I just gorged on thirty birth stories, and my head is spinning. I remember the first couple of birth stories I ever heard, pregnant with my first baby. Tearing skin, stitches, blood and mess, pooping, all things I had not ever associated with these women I thought I knew. And yet, those stories helped me through the pregnancy and helped me to see both the variety and the sameness of each childbirth. These birth stories included here provide much the same reminder.

Each story is different, although they all blend together. They address first births, miscarriages, c-sections, inductions, lovely medical professionals, horrid medical professionals, dashed expectations, pain, support, struggle, strength, and so much more. You could fill libraries with more stories that would all be as unique, and as much the same as what's here.

Would recommend for people interested in other people or in medical stories. Honestly, I feel like anyone who's ever been at a birth should be at least nominally interested in this... and that would be everyone, right? After all, someone labored to bring you into the world.


Some bits that resonated for me:

7: "I felt awed to be a portal through which another would enter her life." [Yes.]

44: "If I didn't fear the pain, I wouldn't feel it." [Perhaps more accurately, if I didn't fear the pain, I could endure it.]

92: "...for all of our careful planning, no matter how our birth experience turns out, we cannot prepare ourselves for anything or protect ourselves from disappointment and heartache."

117: "I didn't want a reward for pushing out my baby. I wanted the story of pushing him." [The story... you don't just get a baby, you get a story.]

130: "...real female power is nothing less than the power to risk death to bring forth new life.'' [Thinking of those two recent Ranger graduates. Females are built, literally, to fight for life in the midst of suffering and sometimes death.]

139: "Every single one of these people had a mother who brought them into the world, just as I am doing now." [One of those facts that boggles my mind.]

145: "...childbirth...had nothing on the vastness of parenthood, just as weddings have nothing on marriage."

151: "I had never felt the urge to push with my [first] birth; the midwife and the nurse had had to instruct me to lie down on my back, pull up my knees, and count as I pushed for as long and hard as I could. It was a tremendous effort of physical and mental concentration, and I was never sure I was pushing at the right moment. This was different. I felt something..." [This could have been excerpted from my own experience: birth one featured no urge to push; birth two featured an intense and surprising urge.

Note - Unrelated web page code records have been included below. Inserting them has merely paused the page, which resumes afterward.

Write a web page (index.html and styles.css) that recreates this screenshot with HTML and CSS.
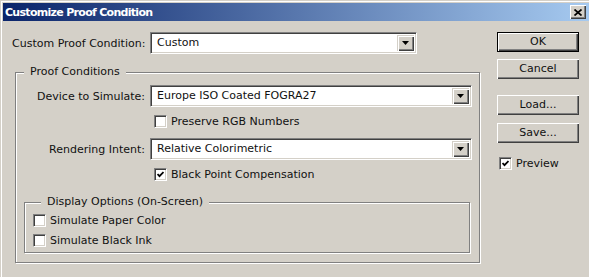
FILE: index.html
```html
<!DOCTYPE html>
<html lang="en">
<head>
  <meta charset="UTF-8">
  <title>Customize Proof Condition</title>
  <link rel="stylesheet" href="styles.css">
</head>
<body>
  <div class="window">
    <!-- Title bar -->
    <div class="titlebar">
      <span class="title">Customize Proof Condition</span>
      <span class="close">
        <svg width="8" height="7" viewBox="0 0 8 7"><path d="M0.5 0.5 L7.5 6.5 M7.5 0.5 L0.5 6.5" stroke="#000" stroke-width="1.7" fill="none"/></svg>
      </span>
    </div>

    <div class="dialog">
      <div class="main">
        <div class="row-top">
          <label class="lbl top-lbl">Custom Proof Condition:</label>
          <div class="select short">
            <span class="value">Custom</span>
            <span class="arrow"><svg width="7" height="4" viewBox="0 0 7 4"><path d="M0 0 H7 L3.5 4 Z" fill="#000"/></svg></span>
          </div>
        </div>

        <fieldset class="group proof">
          <legend>Proof Conditions</legend>
          <div class="grid">
            <label class="lbl">Device to Simulate:</label>
            <div class="select">
              <span class="value">Europe ISO Coated FOGRA27</span>
              <span class="arrow"><svg width="7" height="4" viewBox="0 0 7 4"><path d="M0 0 H7 L3.5 4 Z" fill="#000"/></svg></span>
            </div>
            <div></div>
            <div class="check first"><span class="box"></span>Preserve RGB Numbers</div>

            <label class="lbl">Rendering Intent:</label>
            <div class="select">
              <span class="value">Relative Colorimetric</span>
              <span class="arrow"><svg width="7" height="4" viewBox="0 0 7 4"><path d="M0 0 H7 L3.5 4 Z" fill="#000"/></svg></span>
            </div>
            <div></div>
            <div class="check second"><span class="box checked"><svg width="7" height="7" viewBox="0 0 7 7"><path d="M0.5 3 L2.5 5.2 L6.5 1" stroke="#000" stroke-width="1.8" fill="none"/></svg></span>Black Point Compensation</div>
          </div>

          <fieldset class="group display">
            <legend>Display Options (On-Screen)</legend>
            <div class="check"><span class="box"></span>Simulate Paper Color</div>
            <div class="check"><span class="box"></span>Simulate Black Ink</div>
          </fieldset>
        </fieldset>
      </div>

      <div class="side">
        <div class="btn default">OK</div>
        <div class="btn cancel">Cancel</div>
        <div class="btn load">Load...</div>
        <div class="btn save">Save...</div>
        <div class="check preview"><span class="box checked"><svg width="7" height="7" viewBox="0 0 7 7"><path d="M0.5 3 L2.5 5.2 L6.5 1" stroke="#000" stroke-width="1.8" fill="none"/></svg></span>Preview</div>
      </div>
    </div>
  </div>
</body>
</html>
```

FILE: styles.css
```css
body {
  margin: 0;
  font-family: "DejaVu Sans", sans-serif;
  font-size: 11px;
  color: #111;
  background: #d4d0c8;
}
.window {
  width: 589px;
  height: 277px;
  box-sizing: border-box;
  background: #d4d0c8;
  border-left: 1px solid #d4d0c8;
  border-top: 1px solid #d4d0c8;
  box-shadow: inset 1px 1px #fff;
  padding: 2px 0 0 2px;
  overflow: hidden;
}
.titlebar {
  display: flex;
  align-items: center;
  height: 18px;
  padding: 0 3px 0 2px;
  background: linear-gradient(to right, #0a246a, #a6caf0);
}
.title {
  color: #fff;
  font-weight: bold;
  letter-spacing: -0.7px;
}
.close {
  margin-left: auto;
  width: 16px;
  height: 14px;
  display: flex;
  align-items: center;
  justify-content: center;
  background: #d4d0c8;
  box-shadow: inset 1px 1px #fff, inset -1px -1px #404040, inset -2px -2px #808080;
}
.dialog {
  display: flex;
  padding: 11px 0 0 9px;
}
.main {
  width: 468px;
}
.row-top {
  display: flex;
  align-items: center;
  gap: 5px;
}
.lbl {
  text-align: right;
  align-self: center;
  white-space: nowrap;
}
.top-lbl {
  width: 133px;
}
.select {
  display: flex;
  height: 22px;
  box-sizing: border-box;
  background: #fff;
  border: 1px solid;
  border-color: #808080 #fff #fff #808080;
  box-shadow: inset 1px 1px #404040, inset -1px -1px #d4d0c8;
  padding: 2px;
}
.select.short {
  width: 267px;
}
.value {
  flex: 1;
  padding-left: 4px;
  line-height: 16px;
}
.arrow {
  width: 17px;
  display: flex;
  align-items: center;
  justify-content: center;
  background: #d4d0c8;
  box-shadow: inset 1px 1px #d4d0c8, inset 2px 2px #fff, inset -1px -1px #404040, inset -2px -2px #808080;
}
.group {
  margin: 0;
  padding: 0;
  min-width: 0;
  box-sizing: border-box;
  border: 1px solid #808080;
  box-shadow: inset 1px 1px #fff, 1px 1px #fff;
}
.group legend {
  margin-left: 8px;
  padding: 0 6px;
  line-height: 16px;
  background: #d4d0c8;
}
.proof {
  width: 465px;
  margin: 10px 0 0 3px;
  padding-bottom: 9px;
}
.grid {
  display: grid;
  grid-template-columns: 129px 322px;
  column-gap: 5px;
  margin-top: 5px;
}
.check {
  display: flex;
  align-items: center;
  gap: 4px;
  height: 16px;
}
.grid .check {
  padding-left: 4px;
}
.check.first {
  margin: 6px 0 9px;
}
.check.second {
  margin-top: 6px;
}
.box {
  width: 13px;
  height: 13px;
  box-sizing: border-box;
  display: flex;
  align-items: center;
  justify-content: center;
  background: #fff;
  border: 1px solid;
  border-color: #808080 #fff #fff #808080;
  box-shadow: inset 1px 1px #404040, inset -1px -1px #d4d0c8;
}
.display {
  margin: 12px 9px 0 8px;
  padding: 2px 0 4px 8px;
  display: flex;
  flex-direction: column;
  gap: 4px;
}
.side {
  width: 82px;
  margin-left: 17px;
  display: flex;
  flex-direction: column;
}
.btn {
  height: 20px;
  line-height: 20px;
  text-align: center;
  box-sizing: border-box;
  background: #d4d0c8;
  box-shadow: inset 1px 1px #fff, inset -1px -1px #404040, inset -2px -2px #808080;
}
.btn.default {
  border: 1px solid #000;
  line-height: 18px;
}
.cancel {
  margin-top: 7px;
}
.load {
  margin-top: 16px;
}
.save {
  margin-top: 8px;
}
.preview {
  margin-top: 12px;
  padding-left: 2px;
}
```
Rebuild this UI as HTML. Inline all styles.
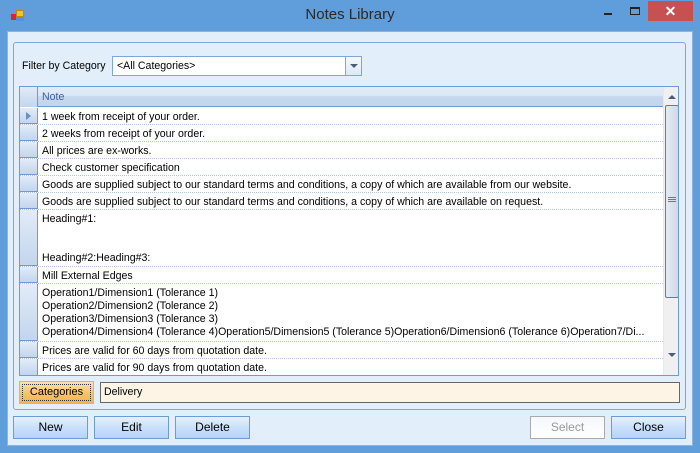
<!DOCTYPE html>
<html><head><style>
*{margin:0;padding:0;box-sizing:border-box}
body{width:700px;height:453px;background:#5f9ddb;font-family:"Liberation Sans",sans-serif;font-size:11px;position:relative;overflow:hidden;color:#000}
.a{position:absolute}
.title{left:0;top:6px;width:700px;text-align:center;font-size:15px;color:#2a2a2a}
.client{left:7px;top:31px;width:686px;height:415px;background:#e3eefb;border:1px solid #8cb3e3}
.grp{left:13px;top:42px;width:673px;height:368px;border:1px solid #7ea6da;border-radius:3px}
.btn{height:23px;border:1px solid #6d9bd6;background:linear-gradient(#e6f1fd,#c9e0fb 50%,#b4d4f9);text-align:center;line-height:21px;font-size:12px}
.grid{left:19px;top:86px;width:660px;height:290px;border:1px solid #6d9bd6;background:#fff;overflow:hidden}
.hdr{position:absolute;left:0;top:0;width:643px;height:20px;background:linear-gradient(#e4edf8,#dbe7f5 45%,#c5d8ee 50%,#c3d6ec);border-bottom:1px solid #6d9bd6}
.row{position:absolute;left:0;width:643px;border-bottom:1px dotted #b5c4d8}
.rh{position:absolute;left:0;top:0;width:18px;height:100%;background:linear-gradient(#e3ecf8,#d2e0f2 50%,#c4d5ec);border-right:1px solid #6d9bd6;border-bottom:1px solid #6d9bd6}
.tx{position:absolute;left:22px;top:3px;font-size:10.6px;line-height:13px;white-space:nowrap;width:618px;overflow:hidden}
</style></head><body>
<div class="a" style="left:11px;top:10px;width:13px;height:11px">
<div class="a" style="left:0;top:4px;width:5px;height:6px;background:#d23"></div>
<div class="a" style="left:5px;top:0;width:8px;height:7px;background:#f4c230;border:1px solid #b78a10"></div>
<div class="a" style="left:5px;top:7px;width:8px;height:4px;background:#5b8fd6"></div>
</div>
<div class="a title">Notes Library</div>
<div class="a" style="left:604px;top:13px;width:8px;height:2px;background:#222"></div>
<div class="a" style="left:630px;top:7px;width:10px;height:8px;border:1px solid #222;border-top-width:2px"></div>
<div class="a" style="left:648px;top:1px;width:45px;height:20px;background:#c75050;color:#fff;text-align:center;font-size:14px;line-height:20px;font-weight:bold">✕</div>
<div class="a client"></div>
<div class="a grp"></div>
<div class="a" style="left:22px;top:60px;font-size:10.6px">Filter by Category</div>
<div class="a" style="left:112px;top:56px;width:250px;height:20px;background:#fff;border:1px solid #7ea6da">
<div class="a" style="left:4px;top:3px;font-size:10.6px">&lt;All Categories&gt;</div>
<div class="a" style="left:232px;top:0;width:16px;height:18px;border-left:1px solid #7ea6da;background:linear-gradient(#f4f8fd,#dde9f7)"><div class="a" style="left:4px;top:7px;border-left:4px solid transparent;border-right:4px solid transparent;border-top:4px solid #4b5b7a"></div></div>
</div>
<div class="a grid">
<div class="hdr"><div class="rh" style="height:20px;border-bottom:none"></div><div class="tx" style="top:4px;color:#3b5f9b">Note</div></div>
<div class="row" style="top:21px;height:17px"><div class="rh"></div><div class="a" style="left:6px;top:4px;border-top:4px solid transparent;border-bottom:4px solid transparent;border-left:5px solid #6a8fc0"></div><div class="tx">1 week from receipt of your order.</div></div>
<div class="row" style="top:38px;height:17px"><div class="rh"></div><div class="tx">2 weeks from receipt of your order.</div></div>
<div class="row" style="top:55px;height:17px"><div class="rh"></div><div class="tx">All prices are ex-works.</div></div>
<div class="row" style="top:72px;height:17px"><div class="rh"></div><div class="tx">Check customer specification</div></div>
<div class="row" style="top:89px;height:17px"><div class="rh"></div><div class="tx">Goods are supplied subject to our standard terms and conditions, a copy of which are available from our website.</div></div>
<div class="row" style="top:106px;height:17px"><div class="rh"></div><div class="tx">Goods are supplied subject to our standard terms and conditions, a copy of which are available on request.</div></div>
<div class="row" style="top:123px;height:57px"><div class="rh"></div><div class="tx">Heading#1:<br><br><br>Heading#2:Heading#3:</div></div>
<div class="row" style="top:180px;height:17px"><div class="rh"></div><div class="tx">Mill External Edges</div></div>
<div class="row" style="top:197px;height:58px"><div class="rh"></div><div class="tx">Operation1/Dimension1 (Tolerance 1)<br>Operation2/Dimension2 (Tolerance 2)<br>Operation3/Dimension3 (Tolerance 3)<br>Operation4/Dimension4 (Tolerance 4)Operation5/Dimension5 (Tolerance 5)Operation6/Dimension6 (Tolerance 6)Operation7/Di...</div></div>
<div class="row" style="top:255px;height:17px"><div class="rh"></div><div class="tx">Prices are valid for 60 days from quotation date.</div></div>
<div class="row" style="top:272px;height:17px;border-bottom:none"><div class="rh"></div><div class="tx">Prices are valid for 90 days from quotation date.</div></div>
<div class="a" style="left:643px;top:0;width:16px;height:288px;background:#f0f0f0;border-left:1px solid #e8e8e8">
<div class="a" style="left:4px;top:8px;border-left:4px solid transparent;border-right:4px solid transparent;border-bottom:4px solid #4b5b7a"></div>
<div class="a" style="left:1px;top:18px;width:14px;height:193px;border:1px solid #6a7a9a;border-radius:2px;background:linear-gradient(90deg,#e6ebf2,#cfd9e6)"></div>
<div class="a" style="left:4px;top:110px;width:8px;height:5px;border-top:1px solid #777;border-bottom:1px solid #777"><div style="margin-top:1px;height:1px;background:#777"></div></div>
<div class="a" style="left:4px;top:266px;border-left:4px solid transparent;border-right:4px solid transparent;border-top:4px solid #4b5b7a"></div>
</div>
</div>
<div class="a btn" style="left:19px;top:381px;width:75px;background:linear-gradient(#fde2b0,#fbc56a 50%,#f9b24a);border-color:#f0b050"><div style="margin:2px;border:1px dotted #333;line-height:15px;font-size:11px">Categories</div></div>
<div class="a" style="left:100px;top:382px;width:580px;height:21px;background:#fdf4e6;border:1px solid #666"><div class="a" style="left:3px;top:3px;font-size:10.6px">Delivery</div></div>
<div class="a btn" style="left:13px;top:416px;width:75px">New</div>
<div class="a btn" style="left:94px;top:416px;width:75px">Edit</div>
<div class="a btn" style="left:175px;top:416px;width:75px">Delete</div>
<div class="a btn" style="left:530px;top:416px;width:75px;border-color:#aaa;background:linear-gradient(#f4f8fd,#fff);color:#999">Select</div>
<div class="a btn" style="left:611px;top:416px;width:75px">Close</div>
</body></html>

The familiarity of some of these stories was comforting, astounding, delightful.]

157: "I was both more and less myself as a pregnant woman." [One of many paradoxes that pregnancy, childbirth, and parenting usher in.]

213: "It's hard not to make comparisons, and I felt these stories as a judgment about my choices, my capabilities." [And it doesn't stop with birth.]

227: "Isn't that why the natural-birth movement has taken hold...? Pregnancy is such a vulnerable and mysterious state that it's comforting to focus on what you can achieve instead of what you can't know. Easier to blame any... disasters on a medical establishment you can sidestep instead of on fate, which is beyond your sway." [I have always thought of the 'natural birth' folk and the 'medical birth' folk as being opposites. This statement shook that perspective and made me think that both 'natural birth' folk and 'medical birth' folk are each trying too hard to control something that is utterly capricious, they just have different ideas of how to exercise that control. What has become increasingly apparent to me, however, is that there is no need to pick a side and narrow your options. Why there is not more collaboration between 'natural' and 'medical' I am unsure.]